Has this situation changed with AMD Trinity? On Intel's Ivy Bridge platform it seems that copying data is not necessary any more. Afaik you can simply create a buffer in the CPU-GPU context which can then be accessed by both the CPU and the GPU device without being copied. Is this similar on Trinity?
This feature is relevant to all platforms supporting zero copy: APUs and discrete GPUs.
Discrete GPU access to host memory is slower than APUs since it passes through pci-e bus.
What about the performance on the APUs? I thought on Llano there's still some overhead when the buffer is not explicitly copied to GPU memory. Is that right? If so, has that situation changed on Trinity?
This is the state of Llano found on page 35 of the presentation Memory System on Fusion APUs:
|Llano Memory State||Local||Uncached||Cacheable|
|GPU Read||17 GB/s||6-12 GB/s||4.5 GB/s|
|GPU Write||12 GB/s||6-12 GB/s||5.5 GB/s|
|CPU Read||< 1GB/s||< 1GB/s||8-13 GB/s|
|CPU Write||8 GB/s||8-13 GB/s||8-13 GB/s|
What a programmer would like is a state that has full bi-directional bandwidth performance for both the CPU and GPU so the programmer isn't constantly worried about this performance table and which flags they need to use on buffer allocation.
I don't think dominik_g's question was fully answered.
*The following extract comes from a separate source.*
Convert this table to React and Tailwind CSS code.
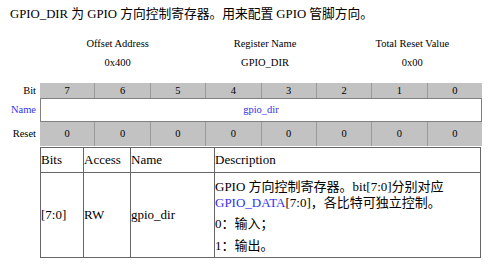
const FONT = { fontFamily: '"Liberation Serif", "Noto Sans CJK SC", serif' };

const BITS = [7, 6, 5, 4, 3, 2, 1, 0];

function GrayRow({ label, values, className }) {
  return (
    <div className={`flex ${className}`}>
      <div className="flex w-[40px] items-center justify-end pr-[4px] text-[10.5px] text-black">{label}</div>
      <div className="flex w-[442px] bg-[#c2c2c2]">
        {values.map((v, i) => (
          <div
            key={i}
            className={`flex flex-1 items-center justify-center text-[10.5px] text-black ${i > 0 ? 'border-l border-l-[#9a9a9a]' : ''}`}
          >
            {v}
          </div>
        ))}
      </div>
    </div>
  );
}

export default function App() {
  return (
    <div className="h-[269px] w-[500px] overflow-hidden bg-white text-black" style={FONT}>
      <div className="pl-[10px] pt-[6px] text-[12.75px] leading-[16px]">
        GPIO_DIR 为 GPIO 方向控制寄存器。用来配置 GPIO 管脚方向。
      </div>

      <div className="ml-[44px] mt-[15px] grid w-[442px] grid-cols-3 text-center text-[10.5px] leading-[14px]">
        <div>Offset Address</div>
        <div>Register Name</div>
        <div>Total Reset Value</div>
        <div className="mt-[5px]">0x400</div>
        <div className="mt-[5px]">GPIO_DIR</div>
        <div className="mt-[5px]">0x00</div>
      </div>

      <div className="mt-[13px]">
        <GrayRow label="Bit" values={BITS} className="h-[15px]" />
        <div className="flex h-[24px]">
          <div className="flex w-[40px] items-center justify-end pr-[4px] text-[10.5px] text-[#3232f0]">Name</div>
          <div className="flex w-[442px] items-center justify-center border border-[#808080] bg-white text-[10.5px] text-[#3232f0]">
            gpio_dir
          </div>
        </div>
        <GrayRow label="Reset" values={BITS.map(() => 0)} className="h-[24px]" />
      </div>

      <table className="ml-[40px] mt-[1px] w-[440px] table-fixed border-collapse text-[13px] leading-[16px]">
        <colgroup>
          <col className="w-[43px]" />
          <col className="w-[47px]" />
          <col className="w-[84px]" />
          <col className="w-[266px]" />
        </colgroup>
        <thead>
          <tr className="h-[25px]">
            <th className="border border-[#666666] px-0 text-left font-normal">Bits</th>
            <th className="border border-[#666666] px-0 text-left font-normal">Access</th>
            <th className="border border-[#666666] px-0 text-left font-normal">Name</th>
            <th className="border border-[#666666] px-0 text-left font-normal">Description</th>
          </tr>
        </thead>
        <tbody>
          <tr className="h-[85px]">
            <td className="border border-[#666666] align-middle">[7:0]</td>
            <td className="border border-[#666666] align-middle">RW</td>
            <td className="border border-[#666666] align-middle">gpio_dir</td>
            <td className="border border-[#666666] align-top">
              <div className="pt-[6px]">
                GPIO 方向控制寄存器。bit[7:0]分别对应
                <br />
                <span className="text-[#3232f0]">GPIO_DATA</span>[7:0]，各比特可独立控制。
              </div>
              <div className="mt-[5px]">0：输入；</div>
              <div className="mt-[6px]">1：输出。</div>
            </td>
          </tr>
        </tbody>
      </table>
    </div>
  );
}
Dominik_g is correct that there is a penalty on Llano if not copied from CPU Cacheable memory to GPU Local memory.
Does Trinity perform differently? Is there another chart like the one above?
If you find the (attached) presentation "Assessing the relevance of APU for high performance scientific computing" from AFDS12, all of the benchmarks listed for Trinity still use the same memory system found in Llano.
The highest performance option for the benchmarks is to explicitly copy input data from "CPU memory" to "GPU memory" and then copy the output data from "GPU memory" to "CPU memory". This appears to be no different than what is done with discrete GPUs.
So it appears that nothing has changed between Llano and Trinity. What a disappointment.
I'm actually performing some benchmarks (matrix addition, multiplication, reduction, convolution) using an A8 APU and a 5870 GPU.
I get the completion time by varying the device and the allocation strategy (ALLOC_HOST, USE_PERSISTENT_MEM, no flags, ...), where completion time include allocating and initializing the input, executing kernel and retrieving the output.
I determined that for both the discrete and the integrated GPU, using zero-copy input allocation on the host (ALLOC_HOST | READ_ONLY) or zero-copy on the visible device memory lead to best performances.
I think that the best allocation/data-transfer strategy strictly depends on the memory access patterns of the the kernel and of the host.
Resources create with 'CL_MEM_ALLOC_HOST_PTR' are accessed directly by the GPU and CPU with no copy in between.
When you say CPU, is that limited to accesses through an OpenCL kernel running on the CPU device or is the zero copy also true when accessing the same memory from C/C++ host code after a clEnqueueMap?